As a filter this coffee really shines. It is an incredibly clean cup of coffee, one of the cleanest I've had in a while. The main two "themes" of flavour notes are citrus and florals. I would describe the citrus notes as being clemantine in terms of sweetness but with a grapefruit type acidity in their too. You could also argue various other citrus-y type notes too but those are the two that come to mind for me. Once the initial citrus hit subsides you're hit with a wave of florals - jasmines are certainly there and there's a certain honeysuckle type sticky sweetness on show too. The taste notes say "bergamot" which is also a good description. The cup is very complex so picking out a few taste notes is difficult. This cup is also super sensitive to temperature and it takes you on a journey when drinking it. Using any sort of temperature control mug would be a crime against coffee here. I would instead recommend getting a very thin walled drinking vessel so that it cools down quicker as it won't last long.

I had enough of this coffee that I could experiment with espresso too. It is a roast that is on the lighter end and has delicate floral taste notes which can sometimes lead to a difficult dialing in process. I found the coffee very forgiving however, most things seemed to work well. Ultimately though a longer shot of around 1:2.75 in about 25s worked best for me and the machine wanted to be as hot as it could go. Going too short with this one led to something too concentrated and it was hard to identify the flavours for me. The bit of extra liquid helped seperate the flavour notes - again a similar palette of flavours to the filter.

Another super enjoyable Gesha coffee and another good showing from Brew Coffee Plus.
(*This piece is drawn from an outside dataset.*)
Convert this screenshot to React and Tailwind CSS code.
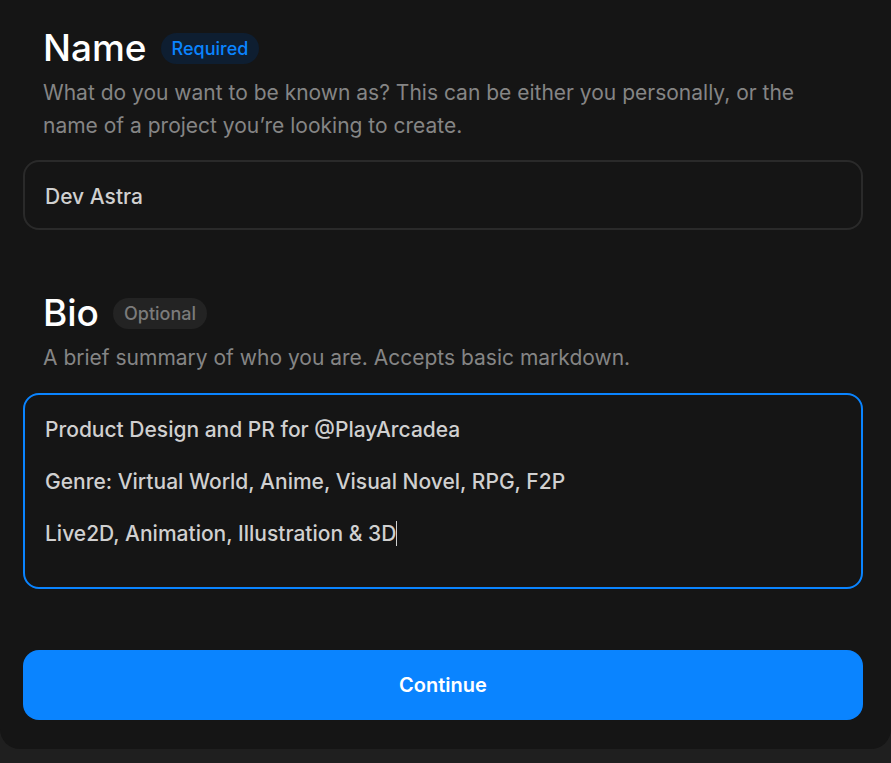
const Badge = ({ children, tone }) => (
  <span
    className={
      tone === 'blue'
        ? 'inline-flex h-[31px] items-center rounded-full bg-[#0e1e31] px-[11px] text-[18px] font-medium text-[#0a84ff]'
        : 'inline-flex h-[31px] items-center rounded-full bg-[#232323] px-[11px] text-[18px] font-medium text-[#7b7b7b]'
    }
  >
    {children}
  </span>
)

const FieldHeader = ({ title, badge, tone, children }) => (
  <div className="px-[20px]">
    <div className="flex h-[48px] items-center gap-[14px]">
      <h2 className="text-[37px] font-medium leading-[48px] text-white">{title}</h2>
      <Badge tone={tone}>{badge}</Badge>
    </div>
    <p className="mt-[4px] text-[21px] leading-[33px] text-[#858585]">{children}</p>
  </div>
)

export default function App() {
  return (
    <div className="min-h-screen bg-[#1f1f1f]" style={{ fontFamily: 'Inter, "Noto Sans", sans-serif' }}>
      <div className="rounded-b-[20px] bg-[#151515] pl-[23px] pr-[28px] pt-[24px] pb-[29px]">
        {/* Name */}
        <FieldHeader title="Name" badge="Required" tone="blue">
          What do you want to be known as? This can be either you personally, or the name of a project
          you’re looking to create.
        </FieldHeader>
        <div className="mt-[18px] flex h-[70px] items-center rounded-[16px] border-2 border-[#2a2a2a] px-[20px] pt-[3px] text-[21px] font-medium text-[#d0d0d0]">
          Dev Astra
        </div>

        {/* Bio */}
        <div className="mt-[59px]">
          <FieldHeader title="Bio" badge="Optional" tone="gray">
            A brief summary of who you are. Accepts basic markdown.
          </FieldHeader>
        </div>
        <div className="mt-[19px] h-[196px] rounded-[16px] border-2 border-[#0a84ff] px-[20px] pt-[22px] text-[21px] font-medium leading-[26px] text-[#d0d0d0]">
          <p>Product Design and PR for @PlayArcadea</p>
          <p className="mt-[26px]">Genre: Virtual World, Anime, Visual Novel, RPG, F2P</p>
          <p className="mt-[26px]">
            Live2D, Animation, Illustration &amp; 3D
            <span className="inline-block h-[25px] w-px bg-[#d0d0d0] align-[-5px]" />
          </p>
        </div>

        <button className="mt-[61px] flex h-[70px] w-full items-center justify-center rounded-[16px] bg-[#0a84ff] text-[20px] font-semibold text-white">
          Continue
        </button>
      </div>
    </div>
  )
}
On the jazz side this week we're looking at a 2020 release from Lewis Wright called "The Colour of Intention".

Lewis Wright is perhaps best known as being the vibraphone player in the UK jazz group "Empirical" - one of the more interesting UK jazz groups of the past few decades, playing music inspired by some of the free and avant garde artists as well as the more straight ahead. On "The Colour of Intention" however we get to see Wright in a more stripped down setting - he is joined by two fantastic musicians in the form of Matt Brewer on the bass (one of my favourite bassists) and Marcus Gilmore on the drums. With only a 2 piece rhythm section to support him we get to hear what Wright has to offer unencumbered.

On this outing there is less in the way of "free" playing than you'd expect if you came here via "Empirical" - the majority on the playing is fairly "inside". The one notable exception being the opening track "Mettle" (embedded at the start of the blog) which evokes Bobby Hutcherson on Eric Dolphy's "Out to Lunch" recording with it's circular repeating melody.

What really stands out throughout the album is the sheer virtuosity of Wright. He has some really enviable chops, but does not let that get in the way of the music. You never get the impression that he is "showing off" or trying to impress anybody. This is particularly evident by the rather notable final track on the album: "Brilliant Corners". For those unfamiliar: this is a piece by Thelonious Monk. It is known for being so complicated that the musicians on the recording (including Sonny Rollins) were unable to play it end to end without making mistakes, and to my knowledge Monk never performed this piece live in its entirety. By placing this track on an album you are certainly making a statement about your jazz chops. The arrangement is very cool too, it captures the vibe and the frequent tempo changes/rhythmic motifs but Wright manages to throw his own spin on the tune.

The problem with playing a relatively obscure instrument such as the vibraphone is you instantly get compared to those that came before. These days most will get compared to the late great Gary Burton given his reinvention of the instrument. While Wright is clearly influence by Burton (perhaps most notably on the track "Resolve" (above) which has a tinge of "Crystal Silence" to it.) Wright has his own sound and voice that is his own.

Another track that really stands out for me is the beautiful "Raise (For Z)" (above) - it is not about high octane virtuosity at all and is the most stripped back on the album. I'm particularly fond of Brewer's arco playing which is simply stunning, Wright makes sure to hold back during these parts to allow Brewer the chance to shine. Overall the piece has a dream-like almost meditative feeling to it and offers a stark contrast to the more uptempo numbers.

Overall "The Colour of Intention" is a really great modern jazz release. If you like small band interaction it is a shining example of what can be achieved. There is a near telepathic interplay between the trio and each one is trying to help the others thrive.